The fact that the 8,000mAh cell swelled so dramatically suggests that the current binder or structural matrix in that specific cell formulation failed to contain the volumetric changes inherent to its silicon percentage. For Samsung SDI, the immediate challenge isn’t achieving high capacity; it’s stabilizing that capacity across thousands of operational cycles without physical deformation.

Future Trajectories and Consumer Impact

While the 20,000mAh rumor for immediate smartphone deployment appears premature due to the durability flaw, the underlying research is vital for the future of mobile power.

For the immediate future of flagship smartphones, consumers should anticipate continued, albeit incremental, advancements:

  • Refined Silicon-Graphite Blends: We will likely see gradual increases in silicon content (perhaps up to 20-25%) in premium devices over the next two to three years, yielding 10-15% better energy density without significant swelling risks.
  • Enhanced Thermal Management: Even with current 5,000mAh-class batteries, improvements in cooling systems (e.g., vapor chambers) will be leveraged to allow batteries to operate at peak efficiency for longer periods, mimicking extended longevity without increasing physical capacity.
  • Software Optimization: Continued focus on power efficiency in chipsets (like upcoming Exynos and Snapdragon generations) and operating systems will remain the most reliable pathway to extending daily usage times.

If the Samsung SDI research eventually solves the swelling crisis, the impact would be profound. A standard flagship phone could potentially last three to four days on a single charge, drastically altering consumer behavior regarding charging infrastructure and travel habits. The necessity of carrying power banks would diminish, and the form factor of future devices might even allow for thinner designs, as less internal volume would be dedicated to battery mass for the same duration of use.

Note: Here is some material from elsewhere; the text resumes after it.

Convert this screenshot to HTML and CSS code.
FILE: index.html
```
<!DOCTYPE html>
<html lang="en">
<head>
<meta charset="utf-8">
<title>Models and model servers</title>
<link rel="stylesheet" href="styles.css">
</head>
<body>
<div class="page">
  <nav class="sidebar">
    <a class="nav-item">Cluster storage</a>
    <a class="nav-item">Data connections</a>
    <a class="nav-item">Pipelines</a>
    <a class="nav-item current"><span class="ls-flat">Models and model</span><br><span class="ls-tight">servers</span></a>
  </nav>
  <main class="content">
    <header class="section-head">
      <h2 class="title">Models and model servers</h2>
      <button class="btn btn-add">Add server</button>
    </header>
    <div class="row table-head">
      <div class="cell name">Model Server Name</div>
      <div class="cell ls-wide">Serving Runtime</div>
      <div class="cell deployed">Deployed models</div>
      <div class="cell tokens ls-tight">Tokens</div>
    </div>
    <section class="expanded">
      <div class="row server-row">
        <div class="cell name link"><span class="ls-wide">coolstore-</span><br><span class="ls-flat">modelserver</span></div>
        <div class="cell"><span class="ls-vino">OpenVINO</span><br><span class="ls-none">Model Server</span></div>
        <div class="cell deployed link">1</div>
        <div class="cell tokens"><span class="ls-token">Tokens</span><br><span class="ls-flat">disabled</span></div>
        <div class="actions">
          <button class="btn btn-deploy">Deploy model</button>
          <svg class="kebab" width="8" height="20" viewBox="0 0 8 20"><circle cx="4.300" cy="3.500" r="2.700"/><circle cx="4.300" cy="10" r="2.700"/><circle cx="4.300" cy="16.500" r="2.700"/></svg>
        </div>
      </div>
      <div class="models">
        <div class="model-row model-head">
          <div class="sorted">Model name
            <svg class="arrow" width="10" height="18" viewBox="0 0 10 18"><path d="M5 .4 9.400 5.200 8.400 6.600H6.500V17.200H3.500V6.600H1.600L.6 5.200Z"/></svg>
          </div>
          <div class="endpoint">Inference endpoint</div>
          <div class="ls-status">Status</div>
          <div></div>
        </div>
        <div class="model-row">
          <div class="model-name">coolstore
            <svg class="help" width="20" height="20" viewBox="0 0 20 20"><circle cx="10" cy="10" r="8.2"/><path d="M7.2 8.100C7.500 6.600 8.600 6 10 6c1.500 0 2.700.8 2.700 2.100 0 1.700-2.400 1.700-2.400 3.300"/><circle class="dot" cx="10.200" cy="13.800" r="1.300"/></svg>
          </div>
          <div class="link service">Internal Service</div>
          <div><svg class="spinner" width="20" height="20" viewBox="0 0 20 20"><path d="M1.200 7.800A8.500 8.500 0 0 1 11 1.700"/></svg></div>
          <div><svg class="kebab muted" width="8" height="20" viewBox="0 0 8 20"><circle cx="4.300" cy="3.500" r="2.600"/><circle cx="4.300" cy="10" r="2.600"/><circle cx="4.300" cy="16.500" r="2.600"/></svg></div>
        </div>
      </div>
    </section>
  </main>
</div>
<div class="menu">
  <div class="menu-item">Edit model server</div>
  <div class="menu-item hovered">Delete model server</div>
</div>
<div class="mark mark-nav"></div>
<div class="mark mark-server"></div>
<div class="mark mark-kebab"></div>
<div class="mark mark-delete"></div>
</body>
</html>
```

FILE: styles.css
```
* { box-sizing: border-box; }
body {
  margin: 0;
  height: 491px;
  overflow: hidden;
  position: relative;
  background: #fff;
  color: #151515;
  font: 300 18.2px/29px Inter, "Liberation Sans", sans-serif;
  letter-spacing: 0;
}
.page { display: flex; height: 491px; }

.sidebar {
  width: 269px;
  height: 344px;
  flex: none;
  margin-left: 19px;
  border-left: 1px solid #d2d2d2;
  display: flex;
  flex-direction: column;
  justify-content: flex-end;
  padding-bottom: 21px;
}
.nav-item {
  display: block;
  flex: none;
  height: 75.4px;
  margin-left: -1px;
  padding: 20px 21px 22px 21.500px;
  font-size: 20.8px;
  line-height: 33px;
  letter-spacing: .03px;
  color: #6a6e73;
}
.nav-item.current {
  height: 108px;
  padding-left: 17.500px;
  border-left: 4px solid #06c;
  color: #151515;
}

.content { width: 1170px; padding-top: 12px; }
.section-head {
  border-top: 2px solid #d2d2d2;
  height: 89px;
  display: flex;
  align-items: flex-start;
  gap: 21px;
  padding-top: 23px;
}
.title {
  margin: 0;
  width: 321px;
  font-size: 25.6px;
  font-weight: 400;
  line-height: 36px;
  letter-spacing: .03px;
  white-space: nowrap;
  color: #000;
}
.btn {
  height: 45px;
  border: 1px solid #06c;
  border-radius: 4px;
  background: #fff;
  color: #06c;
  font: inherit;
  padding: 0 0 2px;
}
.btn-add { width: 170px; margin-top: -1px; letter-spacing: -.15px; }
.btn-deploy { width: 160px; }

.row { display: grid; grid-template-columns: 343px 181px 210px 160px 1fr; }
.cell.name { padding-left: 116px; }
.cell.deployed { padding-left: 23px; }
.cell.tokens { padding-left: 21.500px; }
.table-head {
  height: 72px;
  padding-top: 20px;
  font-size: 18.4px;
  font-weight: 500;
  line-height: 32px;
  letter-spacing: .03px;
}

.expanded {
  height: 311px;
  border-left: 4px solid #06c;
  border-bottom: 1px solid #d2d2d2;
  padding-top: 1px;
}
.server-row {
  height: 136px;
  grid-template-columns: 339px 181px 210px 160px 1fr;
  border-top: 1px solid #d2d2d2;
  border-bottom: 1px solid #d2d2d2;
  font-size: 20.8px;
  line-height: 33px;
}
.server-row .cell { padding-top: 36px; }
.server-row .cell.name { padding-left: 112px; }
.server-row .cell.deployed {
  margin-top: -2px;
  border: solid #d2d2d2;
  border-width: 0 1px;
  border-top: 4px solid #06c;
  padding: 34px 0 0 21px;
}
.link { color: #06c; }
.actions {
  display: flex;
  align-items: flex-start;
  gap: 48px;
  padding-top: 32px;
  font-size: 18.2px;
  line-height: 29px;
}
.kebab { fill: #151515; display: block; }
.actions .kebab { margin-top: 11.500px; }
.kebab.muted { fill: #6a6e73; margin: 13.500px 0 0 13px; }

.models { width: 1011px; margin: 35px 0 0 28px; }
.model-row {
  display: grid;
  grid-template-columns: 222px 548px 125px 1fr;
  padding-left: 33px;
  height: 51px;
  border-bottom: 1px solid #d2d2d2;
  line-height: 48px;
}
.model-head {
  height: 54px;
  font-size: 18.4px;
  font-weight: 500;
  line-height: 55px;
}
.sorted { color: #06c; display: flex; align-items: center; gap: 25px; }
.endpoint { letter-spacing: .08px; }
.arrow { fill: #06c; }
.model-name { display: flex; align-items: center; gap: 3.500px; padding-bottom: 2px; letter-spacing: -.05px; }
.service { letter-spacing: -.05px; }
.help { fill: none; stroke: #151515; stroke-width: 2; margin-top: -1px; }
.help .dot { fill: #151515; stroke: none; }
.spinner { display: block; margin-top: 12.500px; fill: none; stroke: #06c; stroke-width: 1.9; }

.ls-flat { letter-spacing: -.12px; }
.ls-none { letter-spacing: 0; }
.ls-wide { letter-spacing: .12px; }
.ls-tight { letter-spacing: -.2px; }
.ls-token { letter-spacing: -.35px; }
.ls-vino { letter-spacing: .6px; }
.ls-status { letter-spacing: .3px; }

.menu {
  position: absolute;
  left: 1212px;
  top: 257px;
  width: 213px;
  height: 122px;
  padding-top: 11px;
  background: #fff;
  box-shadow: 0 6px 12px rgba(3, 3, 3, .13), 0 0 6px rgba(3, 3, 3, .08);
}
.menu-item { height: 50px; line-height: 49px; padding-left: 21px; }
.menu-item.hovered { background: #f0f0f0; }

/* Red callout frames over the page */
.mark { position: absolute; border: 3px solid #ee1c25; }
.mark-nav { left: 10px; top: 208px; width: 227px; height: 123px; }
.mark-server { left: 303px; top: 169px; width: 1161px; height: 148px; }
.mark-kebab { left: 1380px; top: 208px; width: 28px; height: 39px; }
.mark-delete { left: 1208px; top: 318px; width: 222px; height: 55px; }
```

However, until the mechanical integrity of high-silicon anodes is fully mastered—a task that requires breakthroughs in material science, not just incremental engineering—these monumental capacity figures remain confined to the lab or, perhaps, the automotive sector. The initial excitement generated by the 20,000mAh claim serves as a potent reminder that while capacity benchmarks are easy to set, true commercial success demands flawless, long-term reliability. Samsung SDI’s reported findings, despite being negative for immediate phone releases, offer crucial data points in the global race to unlock the next generation of battery technology. The industry waits for confirmation from Samsung SDI regarding the exact scope and purpose of this ambitious testing initiative.